SAS under growing pressure from local LCCs at Stockholm Arlanda

Image: SAS cutting the ribbon that officially inaugurated the Stockholm - Tromso route
Sabine G Lauterbach of LFV and Captain Anna Sundberg of SAS cutting the ribbon that officially inaugurated the Stockholm – Tromso route.

SAS Scandinavian Airlines may be unique in being the national airline of three different countries (Denmark, Norway and Sweden) but this also leads to problems when it comes to optimising its route network. Its three biggest bases are, not surprisingly, at the capital city airports of its three owners, but Sweden’s Stockholm Arlanda has only around two-thirds the number of flights and weekly seats as Oslo and Copenhagen although the total number of destinations served is similar.

Airport Weekly Departing Frequency Weekly Departing Seats Number of routes
Oslo (OSL) 1,092 148,794 55
Copenhagen (CPH) 1,165 144,616 60
Stockholm (ARN) 725 95,906 54
Bergen (BGO) 378 44,442 12
Stavanger (SVG) 258 32,477 10
Trondheim (TRD) 217 29,956 8
London Heathrow (LHR) 138 19,930 5
Source: OAG Max Online for June 2008

Of the 54 destinations served by SAS from Arlanda 13 are domestic destinations while a further five are to Norwegian destinations. Outside of Scandinavia the most popular country markets are Germany and the UK each with five destinations. Long-haul flights are currently limited to Beijing (six times weekly), Chicago and Newark (both daily).

Chart: SAS at Stockholm Arlanda
Source: Derived from OAG Max Online data for w/c 16 June 2008

SAS operates 15 monopoly routes from ARN including five domestic routes and two to Norway. The remaining routes are to Bristol, Chicago O’Hare, Dublin, Geneva, London City, Manchester, Milan Linate and Zagreb. These routes represent around one-sixth of all flights and one-fifth of all ASKs. On around 40% of flights the airline faces competition from two other carriers, usually the flag-carrier at the downroute airport plus one of the local LCCs.

On flights to Dűsseldorf the airline faces competition from Lufthansa, FlyNordic and Norwegian though FlyNordic is now owned by Norwegian.

Airline Frequency share Capacity share Number of route
SAS 38.6% 41.1% 54
Sterling 5.8% 7.7% 23
FlyNordic 4.5% 6.3% 15
Norwegian 3.9% 5.2% 15
Skyways 11.4% 4.3% 16
Source: OAG Max Online for w/c 23 June 2008

Combining the market shares of Sterling, FlyNordic and Norwegian reveals that these three local LCCs operate around 14% of flights and have a 19% share of the airport’s scheduled seat capacity. The average aircraft size at Arlanda for SAS is 128 seats.

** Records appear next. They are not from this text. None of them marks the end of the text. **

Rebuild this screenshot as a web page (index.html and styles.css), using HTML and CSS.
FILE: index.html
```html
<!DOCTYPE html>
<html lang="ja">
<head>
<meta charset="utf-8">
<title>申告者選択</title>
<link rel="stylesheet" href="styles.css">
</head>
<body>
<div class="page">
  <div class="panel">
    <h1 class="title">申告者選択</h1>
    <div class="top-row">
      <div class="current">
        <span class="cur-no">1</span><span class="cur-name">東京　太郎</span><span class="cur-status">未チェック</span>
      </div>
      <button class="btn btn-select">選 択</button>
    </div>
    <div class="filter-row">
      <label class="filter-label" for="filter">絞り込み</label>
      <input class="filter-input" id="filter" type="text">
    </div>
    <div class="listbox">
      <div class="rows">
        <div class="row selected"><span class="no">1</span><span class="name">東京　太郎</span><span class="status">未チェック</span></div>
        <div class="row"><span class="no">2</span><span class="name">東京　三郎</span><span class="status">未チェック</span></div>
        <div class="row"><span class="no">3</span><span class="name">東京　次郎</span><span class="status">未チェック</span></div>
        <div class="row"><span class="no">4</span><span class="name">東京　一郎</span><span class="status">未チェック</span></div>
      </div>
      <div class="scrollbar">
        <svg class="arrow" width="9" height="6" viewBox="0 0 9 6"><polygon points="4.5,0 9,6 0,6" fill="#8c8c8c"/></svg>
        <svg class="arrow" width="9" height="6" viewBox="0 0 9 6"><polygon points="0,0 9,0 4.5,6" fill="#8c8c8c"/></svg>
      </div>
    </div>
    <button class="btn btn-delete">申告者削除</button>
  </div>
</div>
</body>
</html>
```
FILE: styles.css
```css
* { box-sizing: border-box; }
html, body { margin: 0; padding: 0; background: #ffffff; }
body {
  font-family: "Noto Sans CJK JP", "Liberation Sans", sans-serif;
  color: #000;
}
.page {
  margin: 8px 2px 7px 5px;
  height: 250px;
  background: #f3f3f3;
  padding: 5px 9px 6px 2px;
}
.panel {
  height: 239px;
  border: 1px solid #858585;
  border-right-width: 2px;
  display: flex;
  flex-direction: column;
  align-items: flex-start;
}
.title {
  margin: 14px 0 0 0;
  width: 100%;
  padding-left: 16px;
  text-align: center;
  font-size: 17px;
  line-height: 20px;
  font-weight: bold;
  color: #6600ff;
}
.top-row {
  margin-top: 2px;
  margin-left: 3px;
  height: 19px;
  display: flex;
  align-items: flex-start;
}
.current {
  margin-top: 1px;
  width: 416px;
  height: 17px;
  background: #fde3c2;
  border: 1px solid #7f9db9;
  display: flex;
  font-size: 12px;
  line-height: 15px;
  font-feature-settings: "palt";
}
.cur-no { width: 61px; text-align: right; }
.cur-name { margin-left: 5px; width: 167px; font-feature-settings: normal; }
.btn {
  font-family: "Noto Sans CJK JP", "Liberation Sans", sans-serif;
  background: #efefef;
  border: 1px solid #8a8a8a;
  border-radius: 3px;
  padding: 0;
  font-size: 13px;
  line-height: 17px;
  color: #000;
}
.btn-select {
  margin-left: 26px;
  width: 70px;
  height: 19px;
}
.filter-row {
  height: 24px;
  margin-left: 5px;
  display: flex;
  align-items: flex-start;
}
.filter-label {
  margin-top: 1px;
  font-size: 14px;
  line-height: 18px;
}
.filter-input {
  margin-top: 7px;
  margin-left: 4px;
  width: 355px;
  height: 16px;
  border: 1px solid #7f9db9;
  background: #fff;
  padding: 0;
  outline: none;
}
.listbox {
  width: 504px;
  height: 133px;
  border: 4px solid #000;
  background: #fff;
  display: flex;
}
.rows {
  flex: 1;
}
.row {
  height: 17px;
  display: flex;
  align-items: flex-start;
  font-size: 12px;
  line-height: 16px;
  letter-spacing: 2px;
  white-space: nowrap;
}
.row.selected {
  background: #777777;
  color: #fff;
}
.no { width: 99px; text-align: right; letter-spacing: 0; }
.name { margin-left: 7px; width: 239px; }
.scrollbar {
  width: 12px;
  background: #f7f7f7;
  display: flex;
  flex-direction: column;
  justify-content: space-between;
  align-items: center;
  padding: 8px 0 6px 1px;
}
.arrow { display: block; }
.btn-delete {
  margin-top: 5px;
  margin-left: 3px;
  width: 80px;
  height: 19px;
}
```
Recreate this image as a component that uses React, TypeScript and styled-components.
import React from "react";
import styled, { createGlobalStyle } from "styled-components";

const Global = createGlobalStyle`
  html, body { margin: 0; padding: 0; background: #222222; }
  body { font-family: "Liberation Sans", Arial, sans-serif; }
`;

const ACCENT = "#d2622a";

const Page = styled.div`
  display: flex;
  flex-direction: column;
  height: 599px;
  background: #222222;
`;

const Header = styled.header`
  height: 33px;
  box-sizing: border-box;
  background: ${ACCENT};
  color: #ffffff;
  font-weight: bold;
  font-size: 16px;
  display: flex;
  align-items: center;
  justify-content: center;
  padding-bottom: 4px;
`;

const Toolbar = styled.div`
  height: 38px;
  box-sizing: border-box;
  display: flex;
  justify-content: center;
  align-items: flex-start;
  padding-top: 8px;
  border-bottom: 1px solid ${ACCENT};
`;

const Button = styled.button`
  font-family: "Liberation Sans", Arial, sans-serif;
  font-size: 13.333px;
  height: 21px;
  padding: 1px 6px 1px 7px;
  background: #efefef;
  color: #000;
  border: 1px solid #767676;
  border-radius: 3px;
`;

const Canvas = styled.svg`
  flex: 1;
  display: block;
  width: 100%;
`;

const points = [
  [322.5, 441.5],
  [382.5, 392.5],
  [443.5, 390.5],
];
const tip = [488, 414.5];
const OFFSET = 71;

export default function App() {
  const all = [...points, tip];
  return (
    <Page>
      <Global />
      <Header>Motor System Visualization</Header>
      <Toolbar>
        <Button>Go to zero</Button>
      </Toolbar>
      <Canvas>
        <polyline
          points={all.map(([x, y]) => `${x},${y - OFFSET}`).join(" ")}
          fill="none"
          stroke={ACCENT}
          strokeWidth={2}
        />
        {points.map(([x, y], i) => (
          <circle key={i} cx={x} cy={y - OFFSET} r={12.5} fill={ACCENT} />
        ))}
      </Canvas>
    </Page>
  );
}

Recent route additions for SAS at Arlanda

In the last few months SAS has started a number of new routes from Arlanda including a thrice-weekly long-haul service to Bangkok which appears to only operate during the winter season. Thai Airways, a fellow Star Alliance partner operates the route year-round. Low frequency (less than daily) services have also been started to Barcelona (where SAS subsidiary Spanair operates 10 weekly flights), Stavanger and Zagreb.

Image: SAS celebrate the introduction of flights between Stockholm Arlanda and Zagreb
31 March, SAS introduced flights between Stockholm Arlanda and Zagreb.

A twice-weekly service to Milan Malpensa to complement the airline’s existing daily Milan Linate services was supposed to start on 16 April this year. However, no such service currently exists leaving the door open for easyJet to announce its first ever Swedish service between Milan Malpensa and Stockholm Arlanda earlier this week. Furthermore, Sterling has also just announced plans to connect the two airports starting this autumn with two weekly flights.

Earlier this week a new service to Tromso began operating. Initially the service will operate just for two months to see how much demand there is for services to Northern Norway. In December a new service to Kittila in northern Finland is planned which will also operate twice weekly. Flights will operate on Fridays and Mondays creating an ideal weekend break for ski enthusiasts.


  1. Why is LHR in the first table? Otherwise a great newsletter. replies: Although clearly not a base we included LHR in the list to show the relative size of SAS’s operations there compared to some of its secondary bases in Norway.

  2. Patrick Edmond says:

    Uhh…I guess LHR is in the first table because (like the five airports above it) it’s one of SAS’s 6 most-served airports?

    Otherwise a great comment. 🙂

  3. Very interesting article; its slightly misleading not to combine Flynordic and Norwegian operations, in the table, since its now days the same company.